Originally Posted by
Minerbarejet
The last couple of years will have been just as difficult for PEB as the rest of the world.
Perhaps even more so when you recognize that the age group mostly involved with bladder cancer, ie: the elderly, are the ones also at the front of the firing line with Covid.
I cant see someone on the receiving end of a cytokine storm in their lungs as being too worried about keeping up with his/her/undecided bladder cancer monitoring regime or blood in their urine.
For anyone to vaguely consider that it has been "business as usual" and planned results should be forthcoming according to their own time scale parameters obviously havent been giving much credence to the impact of Covid.

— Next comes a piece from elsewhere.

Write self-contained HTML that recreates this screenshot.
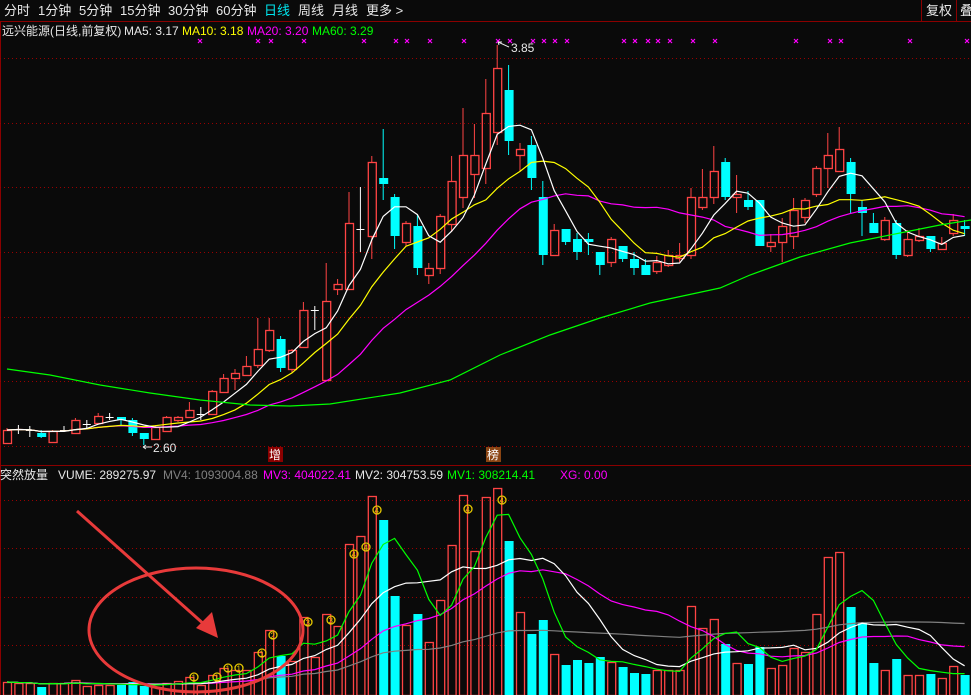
<!DOCTYPE html>
<html><head><meta charset="utf-8">
<style>
html,body{margin:0;padding:0;background:#0a0a0a;width:971px;height:695px;overflow:hidden;font-family:"Liberation Sans","Noto Sans CJK SC",sans-serif;}
svg{position:absolute;left:0;top:0;}
</style></head>
<body>
<svg id="s" width="971" height="695" viewBox="0 0 971 695" xmlns="http://www.w3.org/2000/svg" font-family="Liberation Sans, Noto Sans CJK SC, sans-serif">
<rect width="971" height="695" fill="#0a0a0a"/>
<line x1="0" y1="21.5" x2="971" y2="21.5" stroke="#8b0000"/>
<line x1="0.5" y1="21" x2="0.5" y2="695" stroke="#8b0000"/>
<g fill="#e8e8e8" font-size="13">
<text x="4" y="15">分时</text><text x="38" y="15">1分钟</text><text x="79" y="15">5分钟</text><text x="120" y="15">15分钟</text><text x="168" y="15">30分钟</text><text x="216" y="15">60分钟</text>
<text x="264" y="15" fill="#00e5ee">日线</text><text x="298" y="15">周线</text><text x="332" y="15">月线</text><text x="366" y="15">更多 &gt;</text>
</g>
<line x1="921.5" y1="0" x2="921.5" y2="21" stroke="#8b0000"/>
<line x1="956.5" y1="0" x2="956.5" y2="21" stroke="#8b0000"/>
<text x="926" y="15" fill="#e8e8e8" font-size="13">复权</text>
<text x="960" y="15" fill="#e8e8e8" font-size="13">叠</text>
<g font-size="12">
<text x="2" y="35" fill="#e8e8e8">远兴能源(日线,前复权)</text>
<text x="124" y="35" fill="#e8e8e8">MA5: 3.17</text>
<text x="182" y="35" fill="#ffff00">MA10: 3.18</text>
<text x="247" y="35" fill="#ff00ff">MA20: 3.20</text>
<text x="312" y="35" fill="#00ff00">MA60: 3.29</text>
</g>
<g id="grid" stroke="#900" stroke-dasharray="1 3"></g>
<g id="marks" stroke="#ff00ff" stroke-width="1.2"></g>
<g id="main"></g>
<line x1="0" y1="465.5" x2="971" y2="465.5" stroke="#8b0000"/>
<rect x="268" y="447" width="15" height="15" fill="#8b0000"/><text x="269" y="459" fill="#fff" font-size="12">增</text>
<rect x="486" y="447" width="15" height="15" fill="#8b4513"/><text x="487" y="459" fill="#fff" font-size="12">榜</text>
<g font-size="12">
<text x="0" y="479" fill="#e8e8e8">突然放量</text>
<text x="58" y="479" fill="#e8e8e8">VUME: 289275.97</text>
<text x="163" y="479" fill="#808080">MV4: 1093004.88</text>
<text x="263" y="479" fill="#ff00ff">MV3: 404022.41</text>
<text x="355" y="479" fill="#e8e8e8">MV2: 304753.59</text>
<text x="447" y="479" fill="#00ff00">MV1: 308214.41</text>
<text x="560" y="479" fill="#ff00ff">XG: 0.00</text>
</g>
<g id="vol"></g>
<text x="153" y="452" fill="#e8e8e8" font-size="12">2.60</text>
<path d="M143 447 H152 M143 447 l3 -2 M143 447 l3 2" stroke="#e8e8e8" fill="none"/>
<text x="511" y="52" fill="#e8e8e8" font-size="12">3.85</text>
<path d="M498 42 L509 47 M498 42 l4 0 M498 42 l1 3" stroke="#e8e8e8" fill="none"/>
<ellipse cx="196" cy="630" rx="107" ry="62" fill="none" stroke="#e83a3a" stroke-width="3"/>
<path d="M77 511 L206 626" stroke="#e83a3a" stroke-width="3"/>
<path d="M218 638 L196 628 L212 612 Z" fill="#e83a3a"/>
</svg>
<script>
var NS="http://www.w3.org/2000/svg";
function el(p,t,a){var e=document.createElementNS(NS,t);for(var k in a)e.setAttribute(k,a[k]);p.appendChild(e);return e;}
var g=document.getElementById('grid');
[58,123,187,252,317,381,446,500,548,597,645].forEach(function(y){el(g,'line',{x1:0,x2:971,y1:y+.5,y2:y+.5});});
var mk=document.getElementById('marks');
[200,258,271,304,364,396,407,430,464,498,510,533,544,555,567,624,635,648,658,670,693,715,796,830,841,910,967].forEach(function(x){
el(mk,'path',{d:'M'+(x-2)+' 39 l4 4 M'+(x+2)+' 39 l-4 4'});});
var C=[
['r',430,443,428,444],['w',429,429,425,434],['w',430,430,426,437],['c',433,437,430,438],['r',431,442,430,443],
['w',430,430,426,432],['r',420,433,418,434],['w',424,424,420,428],['r',416,423,413,424],['w',417,417,413,420],
['c',417,420,417,426],['c',420,433,418,436],['c',433,439,433,445],['r',427,439,425,440],['r',417,431,416,432],
['r',417,420,416,422],['r',410,417,402,418],['w',414,414,407,420],['r',391,414,390,415],['r',378,392,374,393],
['r',373,378,369,390],['r',366,375,356,376],['r',349,365,318,368],['r',330,350,318,352],['c',339,368,336,372],
['r',350,369,349,373],['r',310,347,302,348],['w',310,310,306,330],['r',301,380,263,381],['r',284,289,279,295],
['r',223,289,192,290],['w',229,229,187,252],['r',162,236,156,259],['c',178,184,129,200],['c',197,236,194,249],
['r',223,242,221,246],['c',226,268,215,275],['r',268,275,263,284],['r',216,268,214,274],['r',181,224,156,232],
['r',155,197,108,208],['r',155,174,124,198],['r',113,168,79,184],['r',68,132,45,145],['c',90,141,65,155],
['r',149,155,143,172],['c',145,178,136,190],['c',197,255,181,265],['r',230,255,224,256],['c',229,242,229,245],
['c',239,252,233,260],['c',239,242,233,255],['c',252,265,252,275],['r',239,262,237,267],['c',246,259,246,262],
['c',259,268,252,275],['c',265,275,259,275],['r',262,271,256,274],['r',255,265,250,267],['r',255,258,243,262],
['r',197,255,188,259],['r',197,207,169,210],['r',171,197,146,204],['c',162,197,158,200],['r',194,197,175,213],
['c',200,207,191,210],['c',200,246,200,246],['r',242,246,234,252],['r',226,242,218,262],['r',210,236,198,249],
['r',200,217,198,223],['r',168,194,166,197],['r',155,168,133,188],['r',149,171,127,172],['c',162,194,158,213],
['c',207,213,200,236],['c',223,233,213,233],['r',220,239,217,241],['c',223,255,220,259],['r',239,255,230,257],
['r',236,240,228,242],['c',236,249,236,252],['r',243,249,237,250],['r',220,233,214,236],['c',226,229,220,236]];
var V=[682,683,683,687,683,683,680,686,685,685,685,682,686,687,683,681,677,685,675,668,670,670,652,630,656,661,617,657,614,626,
544,536,496,520,596,625,614,642,600,545,495,551,497,488,541,612,634,620,654,665,660,663,657,662,667,673,674,670,670,670,
606,628,619,644,663,664,647,668,665,648,652,614,557,552,607,623,663,670,659,675,675,674,678,666,675];
var X=function(i){return 7+i*11.4;};
var m=document.getElementById('main'),v=document.getElementById('vol');
var RED='#ff4444',CY='#00ffff';
C.forEach(function(c,i){var x=X(i);
 if(c[0]=='w'){el(m,'line',{x1:x,x2:x,y1:c[3],y2:c[4],stroke:'#fff'});el(m,'line',{x1:x-4,x2:x+4,y1:c[1]+.5,y2:c[1]+.5,stroke:'#fff'});}
 else if(c[0]=='r'){el(m,'line',{x1:x,x2:x,y1:c[3],y2:c[1],stroke:RED});el(m,'line',{x1:x,x2:x,y1:c[2],y2:c[4],stroke:RED});
  el(m,'rect',{x:x-3.5,y:c[1]+.5,width:8,height:Math.max(c[2]-c[1],1),fill:'none',stroke:RED,'stroke-width':1.3});}
 else{el(m,'line',{x1:x,x2:x,y1:c[3],y2:c[4],stroke:CY});el(m,'rect',{x:x-4,y:c[1],width:9,height:Math.max(c[2]-c[1],2),fill:CY});}
});
var close=C.map(function(c){return c[0]=='c'?c[2]:c[1];});
function ma(a,n){return a.map(function(_,i){var s=0,k=0;for(var j=Math.max(0,i-n+1);j<=i;j++){s+=a[j];k++;}return s/k;});}
function poly(p,a,col){el(p,'polyline',{points:a.map(function(y,i){return X(i)+','+y.toFixed(1);}).join(' '),fill:'none',stroke:col,'stroke-width':1.2});}
poly(m,ma(close,20),'#ff00ff');poly(m,ma(close,10),'#ffff00');poly(m,ma(close,5),'#ffffff');
el(m,'polyline',{points:'7,369 50,375 100,385 150,393 200,400 250,405 290,406 330,404 400,393 450,380 500,355 550,335 600,318 650,303 720,288 750,275 800,257 850,243 900,233 940,225 971,220',fill:'none',stroke:'#00ff00','stroke-width':1.2});
V.forEach(function(y,i){var x=X(i),c=C[i][0];
 if(c=='c') el(v,'rect',{x:x-4,y:y,width:9,height:695-y,fill:CY});
 else el(v,'rect',{x:x-3.5,y:y+.5,width:8,height:695-y,fill:'none',stroke:RED,'stroke-width':1.3});});
var vol=V.map(function(y){return 695-y;});
function vm(n,col){var a=ma(vol,n).map(function(h){return 695-h;});poly(v,a,col);}
vm(60,'#808080');vm(20,'#ff00ff');vm(10,'#ffffff');vm(5,'#00ff00');
[[194,677,'1'],[217,677,'1'],[228,668,'1'],[239,668,'1'],[262,653,'1'],[273,635,'2'],[308,622,'3'],[331,620,'3'],[354,554,'4'],[366,547,'4'],[377,510,'4'],[468,509,'4'],[502,500,'4']].forEach(function(p){
 el(v,'circle',{cx:p[0],cy:p[1],r:4,fill:'none',stroke:'#e6c800','stroke-width':1.3});
 var t=el(v,'text',{x:p[0]-2.5,y:p[1]+3.5,fill:'#e6c800','font-size':8});t.textContent=p[2];});
</script>
</body></html>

The medical fraternity was blasted with this and had arguably the biggest disruption of all.
If a third of your workforce is off with Covid,(as an example), workplaces, research, medical centres and hospitals are shutdown or in lockdown and unapproachable I think it is pretty commendable to make any progress whatsoever.
A lack of interaction at conference level with the AUA hasnt helped either and most hospitals have been diverting resources elsewhere.
PEB would appear to be ideally placed to take advantage of any return to "normalcy" and I think we are seeing the start of any upsurge with the latest announcements rather than the rear view mirror reflections based entirely on the Annual Report.